━━━ GIVEN INFORMATION

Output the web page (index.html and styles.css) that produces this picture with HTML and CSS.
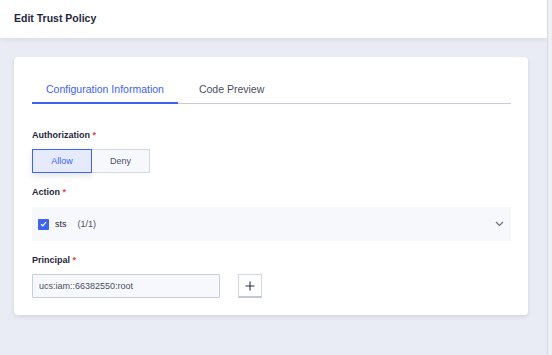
FILE: index.html
```html
<!DOCTYPE html>
<html lang="en">
<head>
    <meta charset="utf-8">
    <title>Edit Trust Policy</title>
    <link rel="stylesheet" href="styles.css">
</head>
<body>
<div class="layout">
    <div class="main">
        <div class="header">Edit Trust Policy</div>
        <div class="card">
            <div class="tabs">
                <span class="tab active">Configuration Information</span>
                <span class="tab">Code Preview</span>
            </div>

            <div class="field first">
                <div class="label">Authorization <i>*</i></div>
                <div class="seg">
                    <span class="seg-btn on">Allow</span>
                    <span class="seg-btn">Deny</span>
                </div>
            </div>

            <div class="field">
                <div class="label action-label">Action <i>*</i></div>
                <div class="action-row">
                    <span class="check">
                        <svg width="7" height="6" viewBox="0 0 7 6"><path d="M1 3.2 L2.8 4.8 L6 1.2" fill="none" stroke="#fff" stroke-width="1.2"/></svg>
                    </span>
                    <span class="svc">sts</span>
                    <span class="count">(1/1)</span>
                    <svg class="arrow" width="9" height="6" viewBox="0 0 9 6"><path d="M1 1 L4.5 4.5 L8 1" fill="none" stroke="#6b7085" stroke-width="1.2"/></svg>
                </div>
            </div>

            <div class="field last">
                <div class="label">Principal <i>*</i></div>
                <div class="principal">
                    <input class="input" type="text" value="ucs:iam::66382550:root">
                    <span class="add">
                        <svg width="10" height="10" viewBox="0 0 10 10"><path d="M5 0.5 V9.5 M0.5 5 H9.5" stroke="#2b3045" stroke-width="1.1"/></svg>
                    </span>
                </div>
            </div>
        </div>
    </div>
    <div class="scroll"></div>
</div>
</body>
</html>
```

FILE: styles.css
```css
* {
    box-sizing: border-box;
}

html, body {
    margin: 0;
    height: 100%;
}

body {
    font-family: "Liberation Sans", Arial, sans-serif;
    color: #1f2540;
    background-color: #e9ecf4;
}

.layout {
    display: flex;
    height: 100%;
}

.main {
    width: 547px;
}

.scroll {
    flex: 1;
    border-left: 1px solid #d6d9e2;
    background-color: #eef0f5;
}

.header {
    height: 38px;
    line-height: 36px;
    padding-left: 14px;
    font-size: 10.5px;
    font-weight: bold;
    background-color: #fff;
    box-shadow: 0 2px 4px rgba(40, 50, 90, 0.08);
}

.card {
    margin: 19px 0 0 14px;
    width: 514px;
    padding: 19px 17px 17px 18px;
    background-color: #fff;
    border-radius: 4px;
    box-shadow: 0 2px 4px rgba(40, 50, 90, 0.12);
}

/*tabs*/
.tabs {
    display: flex;
    height: 28px;
    border-bottom: 1px solid #c8ccd8;
}

.tab {
    padding: 0 14px;
    margin-right: 7px;
    line-height: 26px;
    font-size: 10.5px;
    color: #4a4f63;
}

.tab.active {
    color: #3d63f0;
    border-bottom: 2px solid #3d63f0;
    margin-bottom: -1px;
}

/*form*/
.field {
    margin-top: 13px;
}

.field.first {
    margin-top: 25px;
}

.label {
    font-size: 9px;
    font-weight: bold;
    line-height: 12px;
    margin-bottom: 8px;
}

.label i {
    font-style: normal;
    color: #e54545;
}

.action-label {
    margin-bottom: 9px;
}

.seg {
    display: flex;
}

.seg-btn {
    width: 58px;
    height: 24px;
    line-height: 22px;
    text-align: center;
    font-size: 9px;
    color: #4a4f63;
    background-color: #f7f8fb;
    border: 1px solid #d3d7e5;
    border-left: none;
}

.seg-btn.on {
    width: 60px;
    color: #3d63f0;
    background-color: #e5eafd;
    border: 1px solid #3d63f0;
    box-shadow: 0 3px 6px rgba(40, 50, 90, 0.12);
}

.action-row {
    display: flex;
    align-items: center;
    height: 34px;
    padding: 0 7px 0 6px;
    font-size: 9px;
    background-color: #f7f8fb;
}

.check {
    display: inline-flex;
    align-items: center;
    justify-content: center;
    width: 11px;
    height: 11px;
    border-radius: 1px;
    background-color: #3d63f0;
}

.svc {
    margin-left: 6px;
}

.count {
    margin-left: 11px;
    color: #4a4f63;
}

.arrow {
    margin-left: auto;
}

.principal {
    display: flex;
    align-items: center;
}

.input {
    width: 188px;
    height: 24px;
    padding: 0 6px;
    font-family: inherit;
    font-size: 9px;
    color: #4a4f63;
    background-color: #f7f8fb;
    border: 1px solid #c8cde0;
    border-radius: 1px;
    outline: none;
}

.add {
    display: inline-flex;
    align-items: center;
    justify-content: center;
    width: 24px;
    height: 24px;
    margin-left: 18px;
    background-color: #fff;
    border: 1px solid #d3d7e5;
    border-bottom: 2px solid #c3c8d8;
    border-radius: 1px;
}
```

━━━━━━

§ **EXERCISE INSTRUCTIONS**: Leave out all pictures, then copy the remaining material exactly.

§ **RESULT**:
Output the web page (index.html and styles.css) that produces this picture with HTML and CSS.
FILE: index.html
```html
<!DOCTYPE html>
<html lang="en">
<head>
    <meta charset="utf-8">
    <title>Edit Trust Policy</title>
    <link rel="stylesheet" href="styles.css">
</head>
<body>
<div class="layout">
    <div class="main">
        <div class="header">Edit Trust Policy</div>
        <div class="card">
            <div class="tabs">
                <span class="tab active">Configuration Information</span>
                <span class="tab">Code Preview</span>
            </div>

            <div class="field first">
                <div class="label">Authorization <i>*</i></div>
                <div class="seg">
                    <span class="seg-btn on">Allow</span>
                    <span class="seg-btn">Deny</span>
                </div>
            </div>

            <div class="field">
                <div class="label action-label">Action <i>*</i></div>
                <div class="action-row">
                    <span class="check">
                        <svg width="7" height="6" viewBox="0 0 7 6"><path d="M1 3.2 L2.8 4.8 L6 1.2" fill="none" stroke="#fff" stroke-width="1.2"/></svg>
                    </span>
                    <span class="svc">sts</span>
                    <span class="count">(1/1)</span>
                    <svg class="arrow" width="9" height="6" viewBox="0 0 9 6"><path d="M1 1 L4.5 4.5 L8 1" fill="none" stroke="#6b7085" stroke-width="1.2"/></svg>
                </div>
            </div>

            <div class="field last">
                <div class="label">Principal <i>*</i></div>
                <div class="principal">
                    <input class="input" type="text" value="ucs:iam::66382550:root">
                    <span class="add">
                        <svg width="10" height="10" viewBox="0 0 10 10"><path d="M5 0.5 V9.5 M0.5 5 H9.5" stroke="#2b3045" stroke-width="1.1"/></svg>
                    </span>
                </div>
            </div>
        </div>
    </div>
    <div class="scroll"></div>
</div>
</body>
</html>
```

FILE: styles.css
```css
* {
    box-sizing: border-box;
}

html, body {
    margin: 0;
    height: 100%;
}

body {
    font-family: "Liberation Sans", Arial, sans-serif;
    color: #1f2540;
    background-color: #e9ecf4;
}

.layout {
    display: flex;
    height: 100%;
}

.main {
    width: 547px;
}

.scroll {
    flex: 1;
    border-left: 1px solid #d6d9e2;
    background-color: #eef0f5;
}

.header {
    height: 38px;
    line-height: 36px;
    padding-left: 14px;
    font-size: 10.5px;
    font-weight: bold;
    background-color: #fff;
    box-shadow: 0 2px 4px rgba(40, 50, 90, 0.08);
}

.card {
    margin: 19px 0 0 14px;
    width: 514px;
    padding: 19px 17px 17px 18px;
    background-color: #fff;
    border-radius: 4px;
    box-shadow: 0 2px 4px rgba(40, 50, 90, 0.12);
}

/*tabs*/
.tabs {
    display: flex;
    height: 28px;
    border-bottom: 1px solid #c8ccd8;
}

.tab {
    padding: 0 14px;
    margin-right: 7px;
    line-height: 26px;
    font-size: 10.5px;
    color: #4a4f63;
}

.tab.active {
    color: #3d63f0;
    border-bottom: 2px solid #3d63f0;
    margin-bottom: -1px;
}

/*form*/
.field {
    margin-top: 13px;
}

.field.first {
    margin-top: 25px;
}

.label {
    font-size: 9px;
    font-weight: bold;
    line-height: 12px;
    margin-bottom: 8px;
}

.label i {
    font-style: normal;
    color: #e54545;
}

.action-label {
    margin-bottom: 9px;
}

.seg {
    display: flex;
}

.seg-btn {
    width: 58px;
    height: 24px;
    line-height: 22px;
    text-align: center;
    font-size: 9px;
    color: #4a4f63;
    background-color: #f7f8fb;
    border: 1px solid #d3d7e5;
    border-left: none;
}

.seg-btn.on {
    width: 60px;
    color: #3d63f0;
    background-color: #e5eafd;
    border: 1px solid #3d63f0;
    box-shadow: 0 3px 6px rgba(40, 50, 90, 0.12);
}

.action-row {
    display: flex;
    align-items: center;
    height: 34px;
    padding: 0 7px 0 6px;
    font-size: 9px;
    background-color: #f7f8fb;
}

.check {
    display: inline-flex;
    align-items: center;
    justify-content: center;
    width: 11px;
    height: 11px;
    border-radius: 1px;
    background-color: #3d63f0;
}

.svc {
    margin-left: 6px;
}

.count {
    margin-left: 11px;
    color: #4a4f63;
}

.arrow {
    margin-left: auto;
}

.principal {
    display: flex;
    align-items: center;
}

.input {
    width: 188px;
    height: 24px;
    padding: 0 6px;
    font-family: inherit;
    font-size: 9px;
    color: #4a4f63;
    background-color: #f7f8fb;
    border: 1px solid #c8cde0;
    border-radius: 1px;
    outline: none;
}

.add {
    display: inline-flex;
    align-items: center;
    justify-content: center;
    width: 24px;
    height: 24px;
    margin-left: 18px;
    background-color: #fff;
    border: 1px solid #d3d7e5;
    border-bottom: 2px solid #c3c8d8;
    border-radius: 1px;
}
```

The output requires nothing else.